2 Los iraquíes y otros indios norteamericanos denominaban Orenda a esta presencia. También la encarnaba Manitú, el Gran Espíritu, llamado por los sioux Wakan-Tanka, siendo Wakan en esa lengua la palabra genérica para todo lo sagrado, es decir, para todo aquello –objeto, fenómeno o ser– que tuviera el poder de transmitir la energía de lo divino, en particular a la naturaleza como imagen o huella de lo sobrenatural. Obsérvese que los términos Wakan y huaca son prácticamente idénticos. Esta es una de las paradojas de lo precolombino ya que ciertas lenguas de tribus mediterráneas norteamericanas son de la misma familia que el quechua, aunque a miles de kilómetros de distancia y separadas por infinidad de otras lenguas.
3 Un ejemplo claro de esto se halla en la introducción al Códice Borbónico hecha por Francisco del Paso y Troncoso, en su comentario a dicho código.
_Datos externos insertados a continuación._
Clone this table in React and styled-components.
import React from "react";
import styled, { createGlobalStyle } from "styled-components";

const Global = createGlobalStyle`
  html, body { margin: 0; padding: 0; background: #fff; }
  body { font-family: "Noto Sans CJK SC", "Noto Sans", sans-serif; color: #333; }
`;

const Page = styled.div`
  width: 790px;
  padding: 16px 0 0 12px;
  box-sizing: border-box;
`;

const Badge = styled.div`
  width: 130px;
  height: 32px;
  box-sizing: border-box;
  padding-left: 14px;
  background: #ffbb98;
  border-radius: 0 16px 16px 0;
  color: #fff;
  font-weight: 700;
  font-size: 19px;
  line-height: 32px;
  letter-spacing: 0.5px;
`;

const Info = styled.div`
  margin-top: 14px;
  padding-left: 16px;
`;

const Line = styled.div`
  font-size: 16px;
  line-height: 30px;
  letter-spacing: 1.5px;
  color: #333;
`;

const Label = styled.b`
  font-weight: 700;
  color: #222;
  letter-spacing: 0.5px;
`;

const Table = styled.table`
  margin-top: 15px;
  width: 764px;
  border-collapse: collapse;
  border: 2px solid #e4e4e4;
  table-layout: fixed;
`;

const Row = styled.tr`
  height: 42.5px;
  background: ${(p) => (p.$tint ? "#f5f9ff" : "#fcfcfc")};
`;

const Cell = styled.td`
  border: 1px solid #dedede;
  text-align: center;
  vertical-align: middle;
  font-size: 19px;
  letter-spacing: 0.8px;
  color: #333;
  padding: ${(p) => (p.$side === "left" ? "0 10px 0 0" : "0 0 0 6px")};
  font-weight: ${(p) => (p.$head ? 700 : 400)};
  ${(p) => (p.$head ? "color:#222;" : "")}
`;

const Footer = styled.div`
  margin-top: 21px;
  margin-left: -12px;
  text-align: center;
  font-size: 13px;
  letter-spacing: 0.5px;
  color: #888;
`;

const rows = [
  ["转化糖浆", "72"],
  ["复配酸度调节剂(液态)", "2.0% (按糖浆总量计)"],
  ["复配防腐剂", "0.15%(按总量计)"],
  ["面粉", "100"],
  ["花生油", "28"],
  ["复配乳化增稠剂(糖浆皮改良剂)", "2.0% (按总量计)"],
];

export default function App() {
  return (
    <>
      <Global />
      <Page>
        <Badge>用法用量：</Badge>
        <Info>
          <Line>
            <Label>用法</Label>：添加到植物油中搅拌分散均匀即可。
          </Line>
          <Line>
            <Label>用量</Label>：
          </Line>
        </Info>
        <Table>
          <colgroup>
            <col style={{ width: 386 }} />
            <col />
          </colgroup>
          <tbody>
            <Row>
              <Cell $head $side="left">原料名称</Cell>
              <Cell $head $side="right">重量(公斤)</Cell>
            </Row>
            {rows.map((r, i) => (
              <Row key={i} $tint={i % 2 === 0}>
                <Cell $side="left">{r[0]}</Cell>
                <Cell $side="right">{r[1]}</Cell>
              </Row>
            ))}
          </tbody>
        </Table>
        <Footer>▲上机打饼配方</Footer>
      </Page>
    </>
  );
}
Editorial Siglo XXI, México, 1981, pág. XIII.
4 "¿Acaso hablamos algo verdadero aquí, Dador de la vida? Sólo soñamos, sólo nos levantamos del sueño. Sólo es como un sueño... Nadie habla aquí de verdad..." (Cantares Mexicanos, tomo 5 v. Traducción Miguel León Portilla).
5 No es que no se ocuparan de los hechos históricos sino que para ellos esos hechos estaban cargados de otros significados más amplios, por multidimensionales, que aquéllos que registra una simple historiografía.